We have an answer from a 2012 poll. Within the pdf that contains all the details we can learn …

  • As many as 16% in Pakistan do not identify as religious … or to translate that into real numbers … 28,600,000 people in Pakistan are not religious, and need to hide that fact.

What is also interesting is that Atheism is also rising.

  • In 2005 1% were openly atheist
  • By the time of that poll in 2012 that number had doubled to 2%

My point here is not to play the numbers game because of course reality is what it is regardless of the prevailing opinion, we don’t get to vote on what is and is not actually true.

What is actually happening is that as the tide of fanatical belief rises and becomes more extreme, it also motivates many decent honourable people to abandon their moderate beliefs.

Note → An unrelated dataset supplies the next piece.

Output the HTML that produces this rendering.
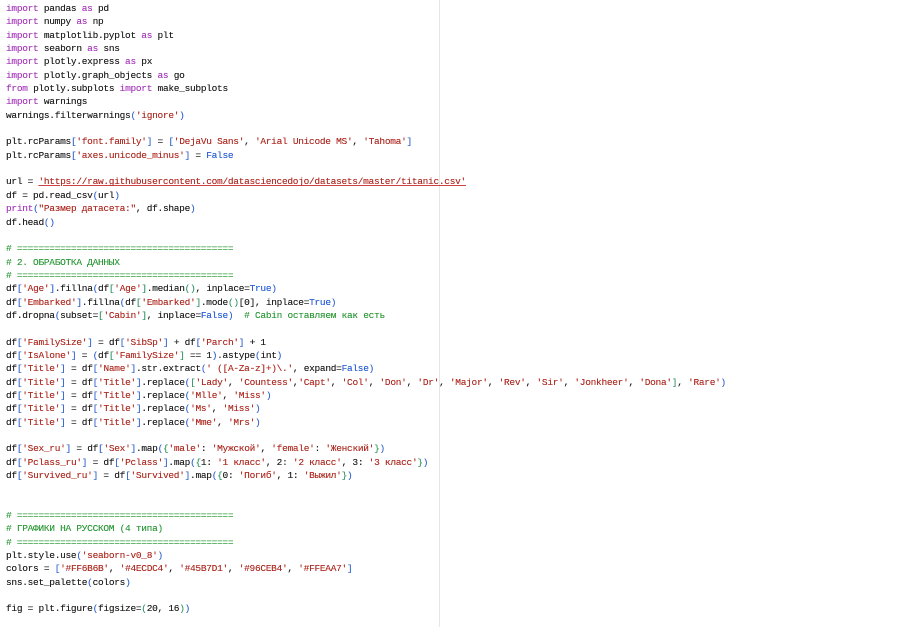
<!DOCTYPE html>
<html><head><meta charset="utf-8"><style>
html,body{margin:0;padding:0;background:#fff;width:900px;height:627px;overflow:hidden}
.vl{position:absolute;left:439px;top:0;width:1px;height:627px;background:#e6e6e6}
pre{position:absolute;left:6px;top:2px;margin:0;font-family:"Liberation Mono","DejaVu Sans Mono",monospace;font-size:9.5px;letter-spacing:-0.29px;line-height:13.35px;color:#222;text-shadow:0 0 0.3px currentColor}
.k{color:#a83cbc}.s{color:#b02e26}.c{color:#2f9a3a}.b{color:#2a5fd8}.p{color:#3a6ad0}.g{color:#3a9a6a}
.u{text-decoration:underline;text-decoration-color:#d04040}
</style></head><body><div class="vl"></div><pre><span class="k">import</span> pandas <span class="k">as</span> pd
<span class="k">import</span> numpy <span class="k">as</span> np
<span class="k">import</span> matplotlib.pyplot <span class="k">as</span> plt
<span class="k">import</span> seaborn <span class="k">as</span> sns
<span class="k">import</span> plotly.express <span class="k">as</span> px
<span class="k">import</span> plotly.graph_objects <span class="k">as</span> go
<span class="k">from</span> plotly.subplots <span class="k">import</span> make_subplots
<span class="k">import</span> warnings
warnings.filterwarnings<span class="p">(</span><span class="s">'ignore'</span><span class="p">)</span>

plt.rcParams<span class="p">[</span><span class="s">'font.family'</span><span class="p">]</span> = <span class="p">[</span><span class="s">'DejaVu Sans'</span>, <span class="s">'Arial Unicode MS'</span>, <span class="s">'Tahoma'</span><span class="p">]</span>
plt.rcParams<span class="p">[</span><span class="s">'axes.unicode_minus'</span><span class="p">]</span> = <span class="b">False</span>

url = <span class="s u">'https://raw.githubusercontent.com/datasciencedojo/datasets/master/titanic.csv'</span>
df = pd.read_csv<span class="p">(</span>url<span class="p">)</span>
<span class="k">print</span><span class="p">(</span><span class="s">"Размер датасета:"</span>, df.shape<span class="p">)</span>
df.head<span class="p">()</span>

<span class="c"># ========================================</span>
<span class="c"># 2. ОБРАБОТКА ДАННЫХ</span>
<span class="c"># ========================================</span>
df<span class="p">[</span><span class="s">'Age'</span><span class="p">]</span>.fillna<span class="p">(</span>df<span class="g">[</span><span class="s">'Age'</span><span class="g">]</span>.median<span class="g">()</span>, inplace=<span class="b">True</span><span class="p">)</span>
df<span class="p">[</span><span class="s">'Embarked'</span><span class="p">]</span>.fillna<span class="p">(</span>df<span class="g">[</span><span class="s">'Embarked'</span><span class="g">]</span>.mode<span class="g">()</span>[0], inplace=<span class="b">True</span><span class="p">)</span>
df.dropna<span class="p">(</span>subset=<span class="g">[</span><span class="s">'Cabin'</span><span class="g">]</span>, inplace=<span class="b">False</span><span class="p">)</span>  <span class="c"># Cabin оставляем как есть</span>

df<span class="p">[</span><span class="s">'FamilySize'</span><span class="p">]</span> = df<span class="p">[</span><span class="s">'SibSp'</span><span class="p">]</span> + df<span class="p">[</span><span class="s">'Parch'</span><span class="p">]</span> + 1
df<span class="p">[</span><span class="s">'IsAlone'</span><span class="p">]</span> = <span class="p">(</span>df<span class="g">[</span><span class="s">'FamilySize'</span><span class="g">]</span> == 1<span class="p">)</span>.astype<span class="p">(</span>int<span class="p">)</span>
df<span class="p">[</span><span class="s">'Title'</span><span class="p">]</span> = df<span class="p">[</span><span class="s">'Name'</span><span class="p">]</span>.str.extract<span class="p">(</span><span class="s">' ([A-Za-z]+)\.'</span>, expand=<span class="b">False</span><span class="p">)</span>
df<span class="p">[</span><span class="s">'Title'</span><span class="p">]</span> = df<span class="p">[</span><span class="s">'Title'</span><span class="p">]</span>.replace<span class="p">(</span><span class="g">[</span><span class="s">'Lady'</span>, <span class="s">'Countess'</span>,<span class="s">'Capt'</span>, <span class="s">'Col'</span>, <span class="s">'Don'</span>, <span class="s">'Dr'</span>, <span class="s">'Major'</span>, <span class="s">'Rev'</span>, <span class="s">'Sir'</span>, <span class="s">'Jonkheer'</span>, <span class="s">'Dona'</span><span class="g">]</span>, <span class="s">'Rare'</span><span class="p">)</span>
df<span class="p">[</span><span class="s">'Title'</span><span class="p">]</span> = df<span class="p">[</span><span class="s">'Title'</span><span class="p">]</span>.replace<span class="p">(</span><span class="s">'Mlle'</span>, <span class="s">'Miss'</span><span class="p">)</span>
df<span class="p">[</span><span class="s">'Title'</span><span class="p">]</span> = df<span class="p">[</span><span class="s">'Title'</span><span class="p">]</span>.replace<span class="p">(</span><span class="s">'Ms'</span>, <span class="s">'Miss'</span><span class="p">)</span>
df<span class="p">[</span><span class="s">'Title'</span><span class="p">]</span> = df<span class="p">[</span><span class="s">'Title'</span><span class="p">]</span>.replace<span class="p">(</span><span class="s">'Mme'</span>, <span class="s">'Mrs'</span><span class="p">)</span>

df<span class="p">[</span><span class="s">'Sex_ru'</span><span class="p">]</span> = df<span class="p">[</span><span class="s">'Sex'</span><span class="p">]</span>.map<span class="p">(</span><span class="g">{</span><span class="s">'male'</span>: <span class="s">'Мужской'</span>, <span class="s">'female'</span>: <span class="s">'Женский'</span><span class="g">}</span><span class="p">)</span>
df<span class="p">[</span><span class="s">'Pclass_ru'</span><span class="p">]</span> = df<span class="p">[</span><span class="s">'Pclass'</span><span class="p">]</span>.map<span class="p">(</span><span class="g">{</span>1: <span class="s">'1 класс'</span>, 2: <span class="s">'2 класс'</span>, 3: <span class="s">'3 класс'</span><span class="g">}</span><span class="p">)</span>
df<span class="p">[</span><span class="s">'Survived_ru'</span><span class="p">]</span> = df<span class="p">[</span><span class="s">'Survived'</span><span class="p">]</span>.map<span class="p">(</span><span class="g">{</span>0: <span class="s">'Погиб'</span>, 1: <span class="s">'Выжил'</span><span class="g">}</span><span class="p">)</span>


<span class="c"># ========================================</span>
<span class="c"># ГРАФИКИ НА РУССКОМ (4 типа)</span>
<span class="c"># ========================================</span>
plt.style.use<span class="p">(</span><span class="s">'seaborn-v0_8'</span><span class="p">)</span>
colors = <span class="p">[</span><span class="s">'#FF6B6B'</span>, <span class="s">'#4ECDC4'</span>, <span class="s">'#45B7D1'</span>, <span class="s">'#96CEB4'</span>, <span class="s">'#FFEAA7'</span><span class="p">]</span>
sns.set_palette<span class="p">(</span>colors<span class="p">)</span>

fig = plt.figure<span class="p">(</span>figsize=<span class="g">(</span>20, 16<span class="g">)</span><span class="p">)</span></pre></body></html>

In other words, the best argument in favour of non-belief is the very existence of the fanatics and their constant stream of intolerance, misogyney, violence and murder.

Meanwhile, the Pakistani Atheists and Agnostics have a big day coming up soon. Every April 1st they throw a big birthday party for Allah at an Islamabad ice-cream parlour.

Why that day?

Well, because it is April Fools’ Day of course. They even go as far as having a birthday cake decorated with the words “Happy Birthday, Allah!”, and strangely enough, Allah never turns up to blow out the candles.